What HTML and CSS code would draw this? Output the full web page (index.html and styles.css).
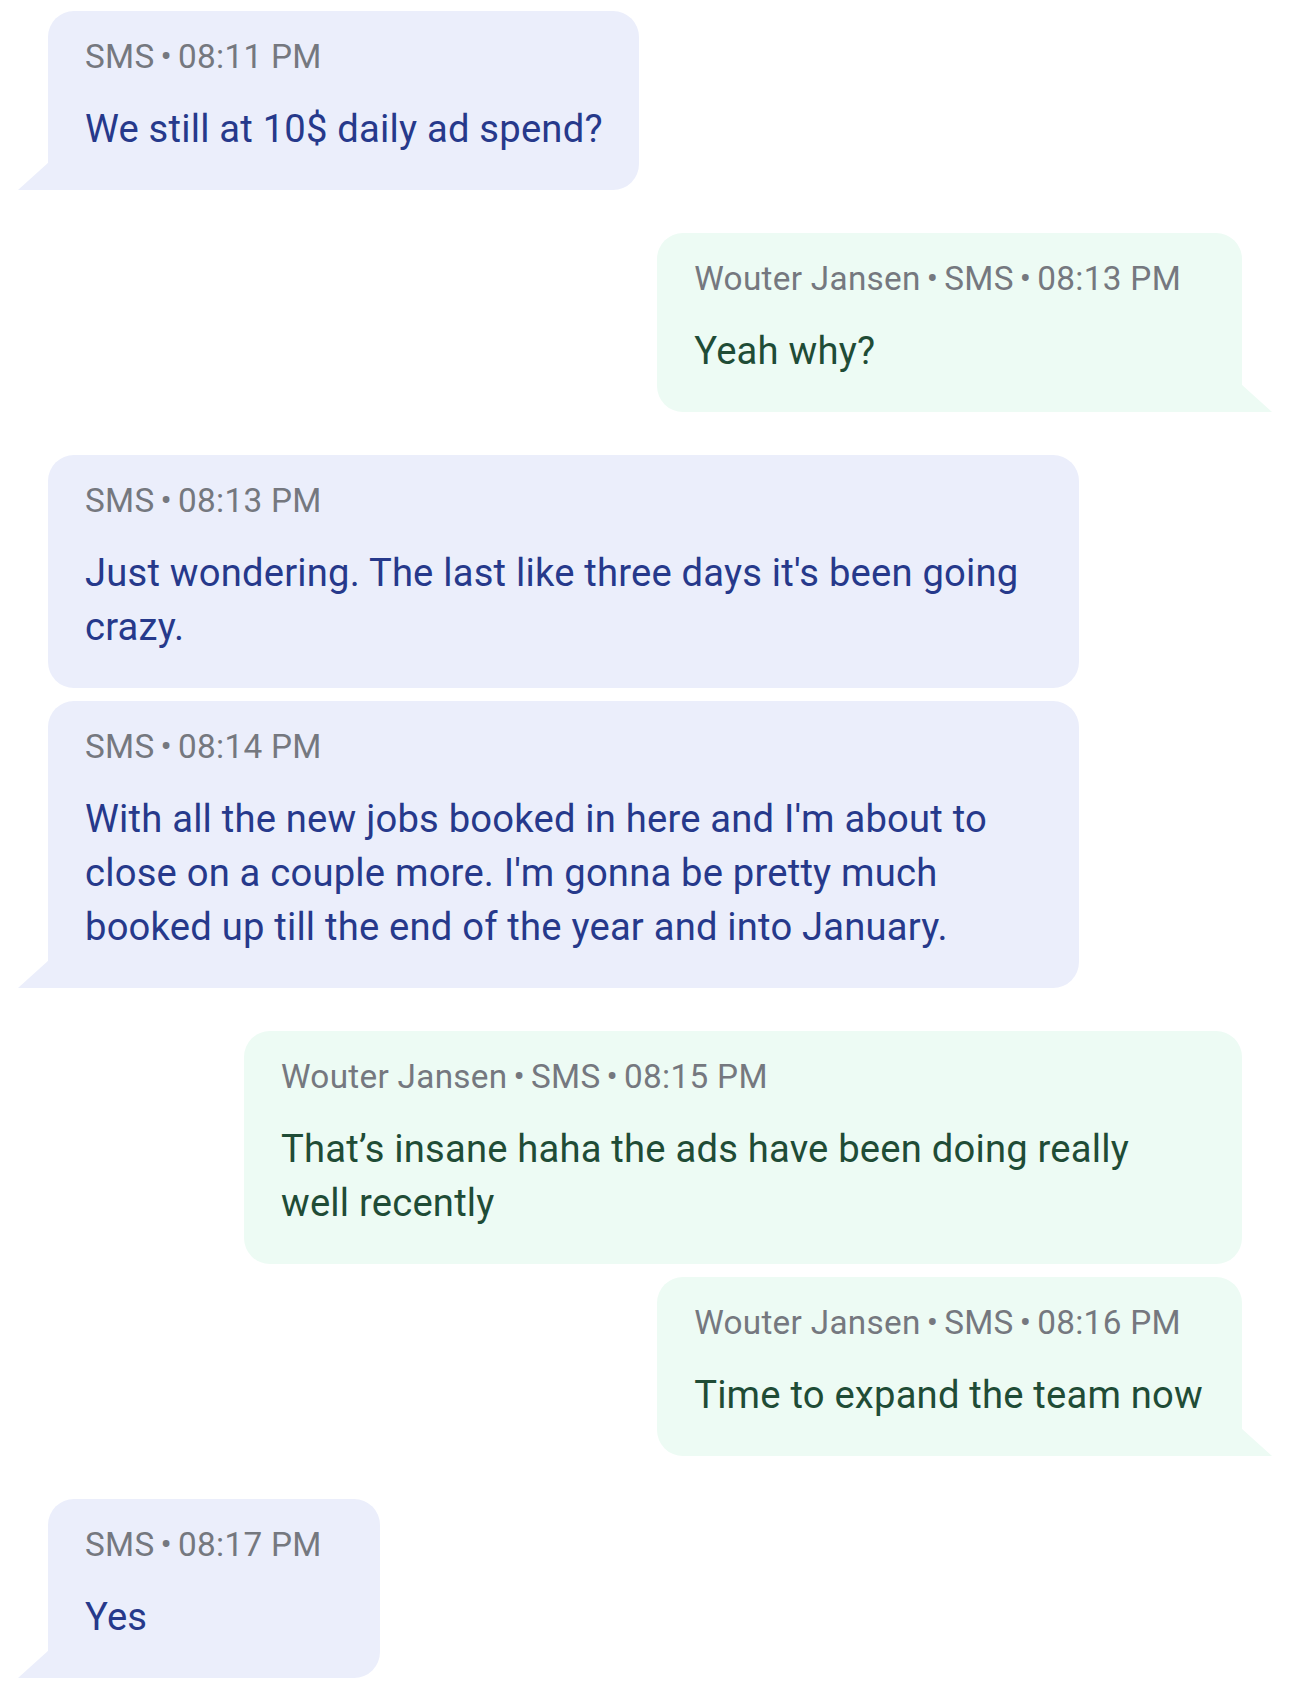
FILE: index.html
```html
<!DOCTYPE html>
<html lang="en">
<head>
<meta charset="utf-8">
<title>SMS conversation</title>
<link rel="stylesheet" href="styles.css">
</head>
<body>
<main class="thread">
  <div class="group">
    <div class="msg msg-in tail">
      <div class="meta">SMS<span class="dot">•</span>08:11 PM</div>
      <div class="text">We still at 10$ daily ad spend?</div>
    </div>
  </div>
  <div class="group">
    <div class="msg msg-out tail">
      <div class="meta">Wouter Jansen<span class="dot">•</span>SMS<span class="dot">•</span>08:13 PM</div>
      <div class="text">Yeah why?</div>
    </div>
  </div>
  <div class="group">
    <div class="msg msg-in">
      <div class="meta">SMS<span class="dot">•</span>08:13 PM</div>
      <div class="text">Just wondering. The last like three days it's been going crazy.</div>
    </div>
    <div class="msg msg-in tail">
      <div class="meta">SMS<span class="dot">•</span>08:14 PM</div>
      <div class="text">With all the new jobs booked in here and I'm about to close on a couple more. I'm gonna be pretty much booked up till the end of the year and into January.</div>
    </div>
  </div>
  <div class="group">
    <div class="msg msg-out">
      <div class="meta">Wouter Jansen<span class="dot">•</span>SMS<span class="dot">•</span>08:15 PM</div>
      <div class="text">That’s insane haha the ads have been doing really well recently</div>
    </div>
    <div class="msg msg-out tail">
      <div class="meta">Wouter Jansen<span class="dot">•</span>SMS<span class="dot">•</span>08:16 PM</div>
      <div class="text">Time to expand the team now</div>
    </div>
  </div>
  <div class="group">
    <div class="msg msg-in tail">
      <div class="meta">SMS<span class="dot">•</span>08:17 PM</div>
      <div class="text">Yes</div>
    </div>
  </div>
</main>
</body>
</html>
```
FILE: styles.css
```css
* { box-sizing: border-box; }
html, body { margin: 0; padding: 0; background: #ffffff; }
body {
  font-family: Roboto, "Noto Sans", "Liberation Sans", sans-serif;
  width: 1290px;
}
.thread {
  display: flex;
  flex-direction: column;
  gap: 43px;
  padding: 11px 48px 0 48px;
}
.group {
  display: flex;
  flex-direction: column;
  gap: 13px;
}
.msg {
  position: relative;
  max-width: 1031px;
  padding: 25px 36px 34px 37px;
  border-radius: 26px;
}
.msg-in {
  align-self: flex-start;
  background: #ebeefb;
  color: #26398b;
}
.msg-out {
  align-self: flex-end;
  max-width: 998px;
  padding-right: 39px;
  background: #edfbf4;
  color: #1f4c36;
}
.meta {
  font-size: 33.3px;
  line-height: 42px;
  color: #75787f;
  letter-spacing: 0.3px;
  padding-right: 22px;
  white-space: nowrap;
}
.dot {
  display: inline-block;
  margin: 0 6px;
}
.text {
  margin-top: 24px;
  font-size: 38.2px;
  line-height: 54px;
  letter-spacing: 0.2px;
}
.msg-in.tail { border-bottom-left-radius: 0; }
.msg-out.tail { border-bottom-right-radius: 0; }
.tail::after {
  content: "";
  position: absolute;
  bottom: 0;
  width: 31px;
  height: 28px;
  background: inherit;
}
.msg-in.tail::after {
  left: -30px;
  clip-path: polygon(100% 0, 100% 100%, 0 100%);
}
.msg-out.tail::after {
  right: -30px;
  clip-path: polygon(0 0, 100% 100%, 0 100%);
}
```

------------

Requirement: Omit pictures; set down the rest of the material word for word.

Problem solution:
What HTML and CSS code would draw this? Output the full web page (index.html and styles.css).
FILE: index.html
```html
<!DOCTYPE html>
<html lang="en">
<head>
<meta charset="utf-8">
<title>SMS conversation</title>
<link rel="stylesheet" href="styles.css">
</head>
<body>
<main class="thread">
  <div class="group">
    <div class="msg msg-in tail">
      <div class="meta">SMS<span class="dot">•</span>08:11 PM</div>
      <div class="text">We still at 10$ daily ad spend?</div>
    </div>
  </div>
  <div class="group">
    <div class="msg msg-out tail">
      <div class="meta">Wouter Jansen<span class="dot">•</span>SMS<span class="dot">•</span>08:13 PM</div>
      <div class="text">Yeah why?</div>
    </div>
  </div>
  <div class="group">
    <div class="msg msg-in">
      <div class="meta">SMS<span class="dot">•</span>08:13 PM</div>
      <div class="text">Just wondering. The last like three days it's been going crazy.</div>
    </div>
    <div class="msg msg-in tail">
      <div class="meta">SMS<span class="dot">•</span>08:14 PM</div>
      <div class="text">With all the new jobs booked in here and I'm about to close on a couple more. I'm gonna be pretty much booked up till the end of the year and into January.</div>
    </div>
  </div>
  <div class="group">
    <div class="msg msg-out">
      <div class="meta">Wouter Jansen<span class="dot">•</span>SMS<span class="dot">•</span>08:15 PM</div>
      <div class="text">That’s insane haha the ads have been doing really well recently</div>
    </div>
    <div class="msg msg-out tail">
      <div class="meta">Wouter Jansen<span class="dot">•</span>SMS<span class="dot">•</span>08:16 PM</div>
      <div class="text">Time to expand the team now</div>
    </div>
  </div>
  <div class="group">
    <div class="msg msg-in tail">
      <div class="meta">SMS<span class="dot">•</span>08:17 PM</div>
      <div class="text">Yes</div>
    </div>
  </div>
</main>
</body>
</html>
```
FILE: styles.css
```css
* { box-sizing: border-box; }
html, body { margin: 0; padding: 0; background: #ffffff; }
body {
  font-family: Roboto, "Noto Sans", "Liberation Sans", sans-serif;
  width: 1290px;
}
.thread {
  display: flex;
  flex-direction: column;
  gap: 43px;
  padding: 11px 48px 0 48px;
}
.group {
  display: flex;
  flex-direction: column;
  gap: 13px;
}
.msg {
  position: relative;
  max-width: 1031px;
  padding: 25px 36px 34px 37px;
  border-radius: 26px;
}
.msg-in {
  align-self: flex-start;
  background: #ebeefb;
  color: #26398b;
}
.msg-out {
  align-self: flex-end;
  max-width: 998px;
  padding-right: 39px;
  background: #edfbf4;
  color: #1f4c36;
}
.meta {
  font-size: 33.3px;
  line-height: 42px;
  color: #75787f;
  letter-spacing: 0.3px;
  padding-right: 22px;
  white-space: nowrap;
}
.dot {
  display: inline-block;
  margin: 0 6px;
}
.text {
  margin-top: 24px;
  font-size: 38.2px;
  line-height: 54px;
  letter-spacing: 0.2px;
}
.msg-in.tail { border-bottom-left-radius: 0; }
.msg-out.tail { border-bottom-right-radius: 0; }
.tail::after {
  content: "";
  position: absolute;
  bottom: 0;
  width: 31px;
  height: 28px;
  background: inherit;
}
.msg-in.tail::after {
  left: -30px;
  clip-path: polygon(100% 0, 100% 100%, 0 100%);
}
.msg-out.tail::after {
  right: -30px;
  clip-path: polygon(0 0, 100% 100%, 0 100%);
}
```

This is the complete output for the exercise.